Mitte März hat Deutschland sich wegen der Corona-Pandemie abgeschottet und die Grenzen zu mehreren Nachbarländern geschlossen. Wenige Tage später wurden auch Rückführungen von Migranten in andere europäische Staaten ausgesetzt. Nun will die Bundesrepublik Asylsuchende wieder in andere EU-Länder überführen. Das bestätigte das Bundesinnenministerium der Nachrichtenagentur dpa auf Anfrage.

Nach den sogenannten Dublin-Regeln ist normalerweise jener EU-Staat für Asylanträge zuständig, in dem Schutzsuchende zuerst den Boden der Europäischen Union betreten haben. Wenn die Behörden in Deutschland feststellen, dass ein anderes Land für das Asylverfahren zuständig wäre, können sie Schutzsuchende in sogenannten Dublin-Überstellungen dorthin schicken. Auch Norwegen, Island, die Schweiz und Liechtenstein sind Teil des Systems.

"Mit der Aufhebung der Einschränkungen beim grenzüberschreitenden Verkehr sowie der Aufhebung der Reisewarnung für die EU ist auch der Überstellungsverkehr wiederaufzunehmen", heißt es in einem Konzept des Bundesinnenministeriums, das der dpa vorliegt. Die Überstellungen waren am 23. März ausgesetzt worden.

Zunächst auf dem Landweg, später per Flugzeug

Die Rückkehr zum regulären System soll demnach schrittweise erfolgen. So sollen Asylbewerber zunächst auf dem Landweg in Nachbarstaaten Deutschlands gebracht werden, später dann auch per Flug in andere Dublin-Länder, "vorzugsweise mittels Chartermaschinen". "Um zu verhindern, dass durch die Wiederaufnahme des Überstellungsverkehrs das Virus auf dem Kontinent gestreut wird, ist mit der gebotenen Vorsicht vorzugehen", heißt es in dem Papier.

Wer Symptome einer durch das Coronavirus ausgelösten Covid-19-Erkrankung zeigt oder nachweislich erkrankt ist, soll bis zur Genesung bleiben dürfen.

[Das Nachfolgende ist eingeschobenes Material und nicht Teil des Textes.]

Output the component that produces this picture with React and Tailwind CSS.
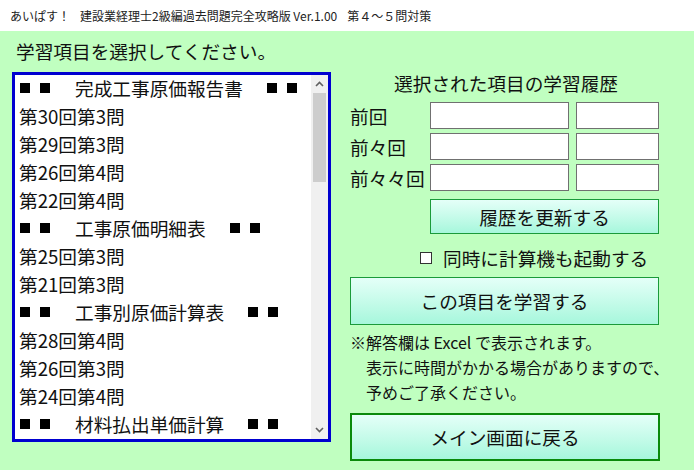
import React from "react";

const items = [
  { head: true, text: "完成工事原価報告書" },
  { text: "第30回第3問" },
  { text: "第29回第3問" },
  { text: "第26回第4問" },
  { text: "第22回第4問" },
  { head: true, text: "工事原価明細表" },
  { text: "第25回第3問" },
  { text: "第21回第3問" },
  { head: true, text: "工事別原価計算表" },
  { text: "第28回第4問" },
  { text: "第26回第3問" },
  { text: "第24回第4問" },
  { head: true, text: "材料払出単価計算" },
];

const Squares = () => (
  <span className="inline-flex gap-[10px]">
    <span className="inline-block w-[10px] h-[10px] bg-black" />
    <span className="inline-block w-[10px] h-[10px] bg-black" />
  </span>
);

const ListRow = ({ head, text }) => (
  <div className="h-[28px] pl-[5px] pb-[2px] flex items-center whitespace-nowrap">
    {head ? (
      <>
        <Squares />
        <span className="ml-[25px]">{text}</span>
        <span className="ml-[24px] flex">
          <Squares />
        </span>
      </>
    ) : (
      <span className="-ml-[1px]">{text}</span>
    )}
  </div>
);

const GreenButton = ({ children, className = "" }) => (
  <button
    className={`flex items-center justify-center bg-gradient-to-b from-[#e4fff8] to-[#a6f7dc] text-[18.67px] text-[#111] ${className}`}
  >
    {children}
  </button>
);

export default function App() {
  return (
    <div className="w-[694px] h-[470px] flex flex-col bg-[#c0ffc0] font-['Noto_Sans_CJK_JP','Noto_Sans',sans-serif] text-[#111] overflow-hidden">
      {/* title bar */}
      <div className="h-[31px] bg-white flex items-center pl-[10px] text-[12px] text-[#222] whitespace-nowrap">
        <span>あいぱす！</span>
        <span className="ml-[10px]">建設業経理士2級編過去問題完全攻略版 Ver.1.00</span>
        <span className="ml-[10px]">第４～５問対策</span>
      </div>

      <div className="flex flex-1">
        {/* left */}
        <div className="pl-[12px] flex flex-col">
          <div className="h-[41px] flex items-center pl-[4px] pb-[1px] text-[18.67px]">
            学習項目を選択してください。
          </div>
          <div className="w-[319px] h-[370px] border-[3px] border-[#0000d0] bg-white flex">
            <div className="flex-1 overflow-hidden text-[18.67px] leading-none">
              {items.map((it, i) => (
                <ListRow key={i} {...it} />
              ))}
            </div>
            <div className="w-[17px] bg-[#f0f0f0] flex flex-col items-center">
              <div className="h-[18px] flex items-center justify-center">
                <svg width="9" height="6" viewBox="0 0 9 6">
                  <path d="M1 5 L4.5 1.5 L8 5" fill="none" stroke="#606060" strokeWidth="1.6" />
                </svg>
              </div>
              <div className="w-[13px] h-[89px] bg-[#cdcdcd]" />
              <div className="flex-1" />
              <div className="h-[18px] flex items-center justify-center">
                <svg width="9" height="6" viewBox="0 0 9 6">
                  <path d="M1 1 L4.5 4.5 L8 1" fill="none" stroke="#606060" strokeWidth="1.6" />
                </svg>
              </div>
            </div>
          </div>
        </div>

        {/* right */}
        <div className="ml-[19px] w-[310px] flex flex-col pt-[41px]">
          <div className="h-[24px] flex items-center justify-center pl-[2px] pb-[2px] text-[18.67px] whitespace-nowrap">
            選択された項目の学習履歴
          </div>
          <div className="mt-[6px] flex flex-col gap-[4px]">
            {["前回", "前々回", "前々々回"].map((l) => (
              <div key={l} className="flex items-center h-[27px]">
                <span className="w-[80px] text-[18.67px] whitespace-nowrap">{l}</span>
                <div className="w-[139px] h-[27px] bg-white border border-[#707070]" />
                <div className="ml-[7px] w-[83px] h-[27px] bg-white border border-[#707070]" />
              </div>
            ))}
          </div>
          <GreenButton className="mt-[8px] ml-[80px] w-[229px] h-[35px] border border-[#1a9a3a]">
            履歴を更新する
          </GreenButton>
          <div className="mt-[12px] h-[24px] flex items-center pl-[70px] text-[18.67px] whitespace-nowrap">
            <span className="inline-block w-[12px] h-[12px] border-[1.5px] border-[#333] bg-white" />
            <span className="ml-[11px]">同時に計算機も起動する</span>
          </div>
          <GreenButton className="mt-[7px] w-[309px] h-[48px] border border-[#1a9a3a]">
            この項目を学習する
          </GreenButton>
          <div className="mt-[5px] text-[16px] leading-[25px] whitespace-nowrap">
            <div>※解答欄は Excel で表示されます。</div>
            <div className="pl-[16px]">表示に時間がかかる場合がありますので、</div>
            <div className="pl-[16px]">予めご了承ください。</div>
          </div>
          <GreenButton className="mt-[8px] w-[310px] h-[48px] border-2 border-[#0a8a0a]">
            メイン画面に戻る
          </GreenButton>
        </div>
      </div>
    </div>
  );
}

Der Geschäftsführer von Pro Asyl, Günter Burkhardt, sprach von einer "Salamitaktik". Absehbares Ziel sei, früher oder später auch wieder Menschen in die Hauptankunftsländer Italien und Griechenland zurückzuschicken. "In Italien gab es schon vor Corona gravierende Mängel bei den Aufnahmebedingungen, vielen zurückgeschickten Asylsuchenden droht die Obdachlosigkeit", warnte Pro Asyl. "Es ist zu befürchten, dass die Auswirkungen der in Italien besonders massiven Coronakrise auf die Aufnahmebedingungen verheerend sind."